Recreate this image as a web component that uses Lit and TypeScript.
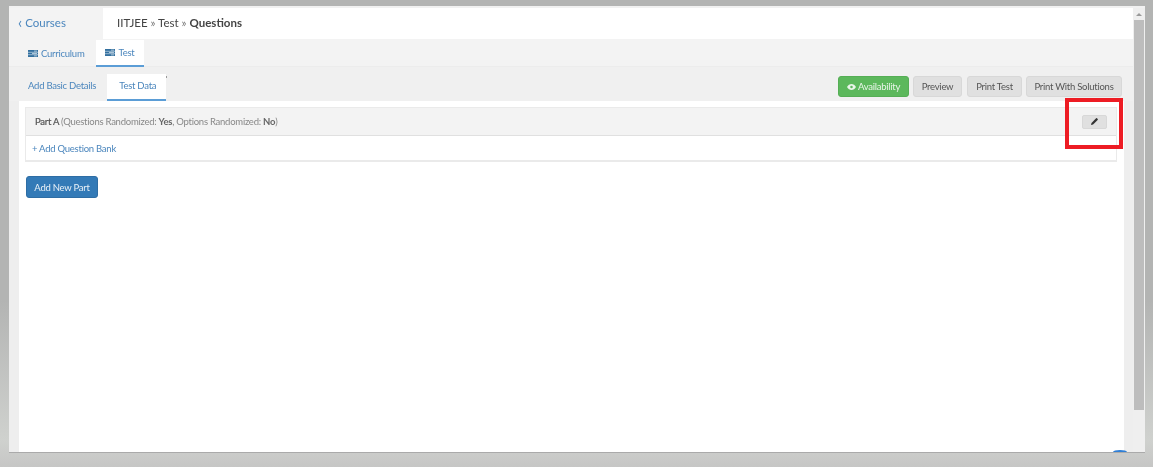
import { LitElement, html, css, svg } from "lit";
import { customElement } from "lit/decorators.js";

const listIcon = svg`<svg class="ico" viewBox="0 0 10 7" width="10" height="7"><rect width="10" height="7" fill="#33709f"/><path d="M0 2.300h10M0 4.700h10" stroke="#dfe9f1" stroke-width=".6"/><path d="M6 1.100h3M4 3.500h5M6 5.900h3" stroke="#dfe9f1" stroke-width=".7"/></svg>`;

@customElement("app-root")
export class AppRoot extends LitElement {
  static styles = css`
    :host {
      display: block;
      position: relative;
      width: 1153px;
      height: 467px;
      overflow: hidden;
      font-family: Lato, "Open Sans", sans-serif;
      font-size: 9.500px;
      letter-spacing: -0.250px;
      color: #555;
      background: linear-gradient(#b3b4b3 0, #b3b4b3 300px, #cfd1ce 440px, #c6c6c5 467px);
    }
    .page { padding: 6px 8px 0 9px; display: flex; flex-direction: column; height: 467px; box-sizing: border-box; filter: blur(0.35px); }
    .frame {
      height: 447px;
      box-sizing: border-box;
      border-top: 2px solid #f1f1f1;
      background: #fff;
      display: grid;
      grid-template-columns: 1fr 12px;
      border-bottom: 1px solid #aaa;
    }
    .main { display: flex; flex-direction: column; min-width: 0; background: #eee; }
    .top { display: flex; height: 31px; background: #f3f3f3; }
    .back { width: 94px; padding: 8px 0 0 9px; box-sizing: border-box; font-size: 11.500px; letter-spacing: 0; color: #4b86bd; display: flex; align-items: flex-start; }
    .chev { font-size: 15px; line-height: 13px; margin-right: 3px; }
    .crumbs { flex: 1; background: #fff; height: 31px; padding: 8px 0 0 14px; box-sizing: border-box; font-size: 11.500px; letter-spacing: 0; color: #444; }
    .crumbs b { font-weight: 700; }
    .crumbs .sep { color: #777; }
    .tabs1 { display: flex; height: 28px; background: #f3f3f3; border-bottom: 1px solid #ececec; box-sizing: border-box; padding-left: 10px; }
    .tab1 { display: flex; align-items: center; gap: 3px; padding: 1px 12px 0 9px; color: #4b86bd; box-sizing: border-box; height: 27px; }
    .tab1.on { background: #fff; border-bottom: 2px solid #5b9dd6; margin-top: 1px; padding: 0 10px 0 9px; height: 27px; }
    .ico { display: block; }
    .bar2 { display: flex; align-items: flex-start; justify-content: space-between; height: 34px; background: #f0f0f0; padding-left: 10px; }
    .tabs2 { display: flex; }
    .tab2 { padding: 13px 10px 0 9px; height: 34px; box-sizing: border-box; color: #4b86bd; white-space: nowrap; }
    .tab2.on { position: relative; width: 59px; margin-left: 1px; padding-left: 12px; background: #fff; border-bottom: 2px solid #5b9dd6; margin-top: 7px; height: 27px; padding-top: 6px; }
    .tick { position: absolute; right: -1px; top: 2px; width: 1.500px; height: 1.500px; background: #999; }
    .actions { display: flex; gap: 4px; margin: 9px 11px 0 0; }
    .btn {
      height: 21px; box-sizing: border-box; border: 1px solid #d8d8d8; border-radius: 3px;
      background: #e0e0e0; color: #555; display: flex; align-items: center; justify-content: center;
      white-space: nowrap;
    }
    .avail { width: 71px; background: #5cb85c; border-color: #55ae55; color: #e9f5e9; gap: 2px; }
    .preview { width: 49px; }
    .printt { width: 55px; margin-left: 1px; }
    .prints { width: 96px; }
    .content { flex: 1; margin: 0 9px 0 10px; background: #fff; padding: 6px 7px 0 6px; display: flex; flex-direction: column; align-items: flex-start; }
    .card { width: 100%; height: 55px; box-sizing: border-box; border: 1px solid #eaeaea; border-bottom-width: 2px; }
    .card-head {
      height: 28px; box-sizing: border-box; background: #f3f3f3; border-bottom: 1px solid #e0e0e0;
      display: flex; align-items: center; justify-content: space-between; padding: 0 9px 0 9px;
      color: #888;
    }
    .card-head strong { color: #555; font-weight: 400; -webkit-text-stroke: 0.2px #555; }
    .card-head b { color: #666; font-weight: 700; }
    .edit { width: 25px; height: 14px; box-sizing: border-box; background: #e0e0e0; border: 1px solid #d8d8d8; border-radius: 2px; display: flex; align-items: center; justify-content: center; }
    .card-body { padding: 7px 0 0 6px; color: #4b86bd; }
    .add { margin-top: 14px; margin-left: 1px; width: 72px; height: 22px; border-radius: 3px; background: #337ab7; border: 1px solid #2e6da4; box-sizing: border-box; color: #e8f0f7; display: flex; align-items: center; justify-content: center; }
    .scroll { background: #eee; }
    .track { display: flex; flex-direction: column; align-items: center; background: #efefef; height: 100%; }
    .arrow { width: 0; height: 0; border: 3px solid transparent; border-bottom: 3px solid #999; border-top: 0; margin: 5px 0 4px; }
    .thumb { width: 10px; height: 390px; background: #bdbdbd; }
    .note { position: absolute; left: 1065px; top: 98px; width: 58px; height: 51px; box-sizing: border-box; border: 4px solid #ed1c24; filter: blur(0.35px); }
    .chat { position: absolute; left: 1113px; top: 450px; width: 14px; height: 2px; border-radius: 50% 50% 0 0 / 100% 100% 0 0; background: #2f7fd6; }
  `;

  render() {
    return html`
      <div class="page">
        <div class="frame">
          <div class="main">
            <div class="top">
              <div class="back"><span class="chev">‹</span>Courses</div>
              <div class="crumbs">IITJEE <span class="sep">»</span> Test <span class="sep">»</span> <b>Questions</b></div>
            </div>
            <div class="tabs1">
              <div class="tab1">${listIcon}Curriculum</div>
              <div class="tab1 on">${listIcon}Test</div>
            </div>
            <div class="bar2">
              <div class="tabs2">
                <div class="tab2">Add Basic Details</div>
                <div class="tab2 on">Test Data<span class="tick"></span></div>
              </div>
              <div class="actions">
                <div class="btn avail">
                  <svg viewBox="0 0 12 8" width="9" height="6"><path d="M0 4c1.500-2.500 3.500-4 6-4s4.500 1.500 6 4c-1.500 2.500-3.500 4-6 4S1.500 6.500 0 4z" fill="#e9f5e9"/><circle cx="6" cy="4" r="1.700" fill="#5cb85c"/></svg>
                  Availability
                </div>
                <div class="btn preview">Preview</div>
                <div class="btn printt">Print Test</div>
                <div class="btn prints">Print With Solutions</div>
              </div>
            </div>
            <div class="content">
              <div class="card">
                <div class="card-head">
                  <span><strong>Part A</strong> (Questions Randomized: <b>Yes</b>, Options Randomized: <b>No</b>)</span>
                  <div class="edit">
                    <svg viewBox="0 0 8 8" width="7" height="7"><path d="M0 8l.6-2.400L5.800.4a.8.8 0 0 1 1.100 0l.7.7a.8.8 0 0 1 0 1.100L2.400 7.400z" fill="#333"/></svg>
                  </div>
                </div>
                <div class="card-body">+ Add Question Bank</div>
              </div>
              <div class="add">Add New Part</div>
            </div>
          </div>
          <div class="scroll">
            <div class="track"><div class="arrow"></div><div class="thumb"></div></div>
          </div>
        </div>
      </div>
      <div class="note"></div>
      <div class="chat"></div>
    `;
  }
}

*The request*: Every line of text is to be repeated exactly; pictures are left out.

*Answer for the task*:
Recreate this image as a web component that uses Lit and TypeScript.
import { LitElement, html, css, svg } from "lit";
import { customElement } from "lit/decorators.js";

const listIcon = svg`<svg class="ico" viewBox="0 0 10 7" width="10" height="7"><rect width="10" height="7" fill="#33709f"/><path d="M0 2.300h10M0 4.700h10" stroke="#dfe9f1" stroke-width=".6"/><path d="M6 1.100h3M4 3.500h5M6 5.900h3" stroke="#dfe9f1" stroke-width=".7"/></svg>`;

@customElement("app-root")
export class AppRoot extends LitElement {
  static styles = css`
    :host {
      display: block;
      position: relative;
      width: 1153px;
      height: 467px;
      overflow: hidden;
      font-family: Lato, "Open Sans", sans-serif;
      font-size: 9.500px;
      letter-spacing: -0.250px;
      color: #555;
      background: linear-gradient(#b3b4b3 0, #b3b4b3 300px, #cfd1ce 440px, #c6c6c5 467px);
    }
    .page { padding: 6px 8px 0 9px; display: flex; flex-direction: column; height: 467px; box-sizing: border-box; filter: blur(0.35px); }
    .frame {
      height: 447px;
      box-sizing: border-box;
      border-top: 2px solid #f1f1f1;
      background: #fff;
      display: grid;
      grid-template-columns: 1fr 12px;
      border-bottom: 1px solid #aaa;
    }
    .main { display: flex; flex-direction: column; min-width: 0; background: #eee; }
    .top { display: flex; height: 31px; background: #f3f3f3; }
    .back { width: 94px; padding: 8px 0 0 9px; box-sizing: border-box; font-size: 11.500px; letter-spacing: 0; color: #4b86bd; display: flex; align-items: flex-start; }
    .chev { font-size: 15px; line-height: 13px; margin-right: 3px; }
    .crumbs { flex: 1; background: #fff; height: 31px; padding: 8px 0 0 14px; box-sizing: border-box; font-size: 11.500px; letter-spacing: 0; color: #444; }
    .crumbs b { font-weight: 700; }
    .crumbs .sep { color: #777; }
    .tabs1 { display: flex; height: 28px; background: #f3f3f3; border-bottom: 1px solid #ececec; box-sizing: border-box; padding-left: 10px; }
    .tab1 { display: flex; align-items: center; gap: 3px; padding: 1px 12px 0 9px; color: #4b86bd; box-sizing: border-box; height: 27px; }
    .tab1.on { background: #fff; border-bottom: 2px solid #5b9dd6; margin-top: 1px; padding: 0 10px 0 9px; height: 27px; }
    .ico { display: block; }
    .bar2 { display: flex; align-items: flex-start; justify-content: space-between; height: 34px; background: #f0f0f0; padding-left: 10px; }
    .tabs2 { display: flex; }
    .tab2 { padding: 13px 10px 0 9px; height: 34px; box-sizing: border-box; color: #4b86bd; white-space: nowrap; }
    .tab2.on { position: relative; width: 59px; margin-left: 1px; padding-left: 12px; background: #fff; border-bottom: 2px solid #5b9dd6; margin-top: 7px; height: 27px; padding-top: 6px; }
    .tick { position: absolute; right: -1px; top: 2px; width: 1.500px; height: 1.500px; background: #999; }
    .actions { display: flex; gap: 4px; margin: 9px 11px 0 0; }
    .btn {
      height: 21px; box-sizing: border-box; border: 1px solid #d8d8d8; border-radius: 3px;
      background: #e0e0e0; color: #555; display: flex; align-items: center; justify-content: center;
      white-space: nowrap;
    }
    .avail { width: 71px; background: #5cb85c; border-color: #55ae55; color: #e9f5e9; gap: 2px; }
    .preview { width: 49px; }
    .printt { width: 55px; margin-left: 1px; }
    .prints { width: 96px; }
    .content { flex: 1; margin: 0 9px 0 10px; background: #fff; padding: 6px 7px 0 6px; display: flex; flex-direction: column; align-items: flex-start; }
    .card { width: 100%; height: 55px; box-sizing: border-box; border: 1px solid #eaeaea; border-bottom-width: 2px; }
    .card-head {
      height: 28px; box-sizing: border-box; background: #f3f3f3; border-bottom: 1px solid #e0e0e0;
      display: flex; align-items: center; justify-content: space-between; padding: 0 9px 0 9px;
      color: #888;
    }
    .card-head strong { color: #555; font-weight: 400; -webkit-text-stroke: 0.2px #555; }
    .card-head b { color: #666; font-weight: 700; }
    .edit { width: 25px; height: 14px; box-sizing: border-box; background: #e0e0e0; border: 1px solid #d8d8d8; border-radius: 2px; display: flex; align-items: center; justify-content: center; }
    .card-body { padding: 7px 0 0 6px; color: #4b86bd; }
    .add { margin-top: 14px; margin-left: 1px; width: 72px; height: 22px; border-radius: 3px; background: #337ab7; border: 1px solid #2e6da4; box-sizing: border-box; color: #e8f0f7; display: flex; align-items: center; justify-content: center; }
    .scroll { background: #eee; }
    .track { display: flex; flex-direction: column; align-items: center; background: #efefef; height: 100%; }
    .arrow { width: 0; height: 0; border: 3px solid transparent; border-bottom: 3px solid #999; border-top: 0; margin: 5px 0 4px; }
    .thumb { width: 10px; height: 390px; background: #bdbdbd; }
    .note { position: absolute; left: 1065px; top: 98px; width: 58px; height: 51px; box-sizing: border-box; border: 4px solid #ed1c24; filter: blur(0.35px); }
    .chat { position: absolute; left: 1113px; top: 450px; width: 14px; height: 2px; border-radius: 50% 50% 0 0 / 100% 100% 0 0; background: #2f7fd6; }
  `;

  render() {
    return html`
      <div class="page">
        <div class="frame">
          <div class="main">
            <div class="top">
              <div class="back"><span class="chev">‹</span>Courses</div>
              <div class="crumbs">IITJEE <span class="sep">»</span> Test <span class="sep">»</span> <b>Questions</b></div>
            </div>
            <div class="tabs1">
              <div class="tab1">${listIcon}Curriculum</div>
              <div class="tab1 on">${listIcon}Test</div>
            </div>
            <div class="bar2">
              <div class="tabs2">
                <div class="tab2">Add Basic Details</div>
                <div class="tab2 on">Test Data<span class="tick"></span></div>
              </div>
              <div class="actions">
                <div class="btn avail">
                  <svg viewBox="0 0 12 8" width="9" height="6"><path d="M0 4c1.500-2.500 3.500-4 6-4s4.500 1.500 6 4c-1.500 2.500-3.500 4-6 4S1.500 6.500 0 4z" fill="#e9f5e9"/><circle cx="6" cy="4" r="1.700" fill="#5cb85c"/></svg>
                  Availability
                </div>
                <div class="btn preview">Preview</div>
                <div class="btn printt">Print Test</div>
                <div class="btn prints">Print With Solutions</div>
              </div>
            </div>
            <div class="content">
              <div class="card">
                <div class="card-head">
                  <span><strong>Part A</strong> (Questions Randomized: <b>Yes</b>, Options Randomized: <b>No</b>)</span>
                  <div class="edit">
                    <svg viewBox="0 0 8 8" width="7" height="7"><path d="M0 8l.6-2.400L5.800.4a.8.8 0 0 1 1.100 0l.7.7a.8.8 0 0 1 0 1.100L2.400 7.400z" fill="#333"/></svg>
                  </div>
                </div>
                <div class="card-body">+ Add Question Bank</div>
              </div>
              <div class="add">Add New Part</div>
            </div>
          </div>
          <div class="scroll">
            <div class="track"><div class="arrow"></div><div class="thumb"></div></div>
          </div>
        </div>
      </div>
      <div class="note"></div>
      <div class="chat"></div>
    `;
  }
}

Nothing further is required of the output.